Uyuşmazlıkta; depolama alanının geçirimsizlik tabakasının ve sızdırmazlık önlemlerinin yeterli olup olmadığı, sızıntı sularının yer altı ve yer üstü su kaynaklarına ve tarım alanlarına olumsuz etkisinin bulunup bulunmadığı, söz konusu hususlarla ilgili olarak, alınacak önlemler sonucu ilgili mevzuat ve bilimsel esaslara göre kabul edilebilir düzeyde olup olmadığı yönünde bir değerlendirme yapılması gerektiği dikkate alındığında, projenin yer üstü ve yeraltı su kaynaklarına etkilerinin hidrojeoloji mühendisi tarafından değerlendirilmesi, dolayısıyla bilirkişi heyetinde hidrojeoloji mühendisinin de bulunması gerektiği sonucuna varılmıştır.

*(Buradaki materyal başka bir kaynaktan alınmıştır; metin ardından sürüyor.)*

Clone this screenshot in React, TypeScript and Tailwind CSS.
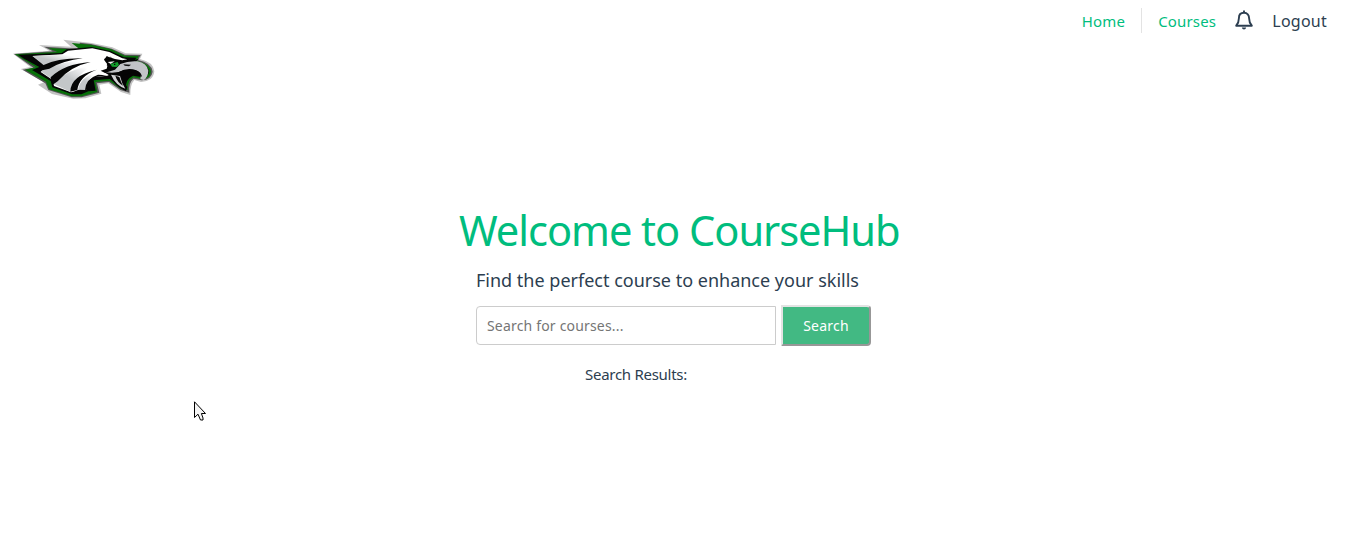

Bu durumda; depolama alanının geçirimsizlik tabakasının ve sızdırmazlık önlemlerinin yeterli olup olmadığı, projenin, proje alanı ile projenin etki alanında bulunan yer altı ve yer üstü su kaynaklarına ve tarım alanlarına olumsuz etkilerinin bulunup bulunmadığı ve bu konularda alınacak önlemlerin yeterli olup olmadığı hususlarının değerlendirilmesi amacıyla, özellikle aralarında çevre mühendisi, hidrojeoloji uzmanı ve ziraat mühendisi bilirkişiler olmak üzere, gerekirse başka dallardan da uzmanlar seçilerek oluşturulacak yeni bir bilirkişi heyetiyle, mahallinde yeniden keşif ve bilirkişi incelemesi yaptırılarak uyuşmazlığın esası hakkında yeniden bir karar verilmesi gerektiği sonucuna ulaşılmış olup, karara dayanak alınabilecek nitelikte bulunmayan bilirkişi raporu esas alınarak verilen temyize konu İdare Mahkemesi kararında hukuki isabet görülmemiştir.
KARAR SONUCU :
Açıklanan nedenlerle;
1.Davalı ile davalı yanında müdahillerin temyiz istemlerinin kabulüne,
2.Dava konusu işlemin yukarıda özetlenen gerekçeyle iptaline ilişkin temyize konu … İdare Mahkemesinin … tarih ve E:…, K:… sayılı kararının BOZULMASINA,
3. Dosyanın anılan Mahkemeye gönderilmesine,
4. 2577 sayılı İdari Yargılama Usulü Kanununun 20/A-2-(i) maddesi uyarınca, karar düzeltme yolunun kapalı olduğunun duyurulmasına, 20/01/2022 tarihinde usul yönünden oyçokluğuyla, esas yönünden oybirliğiyle karar verildi.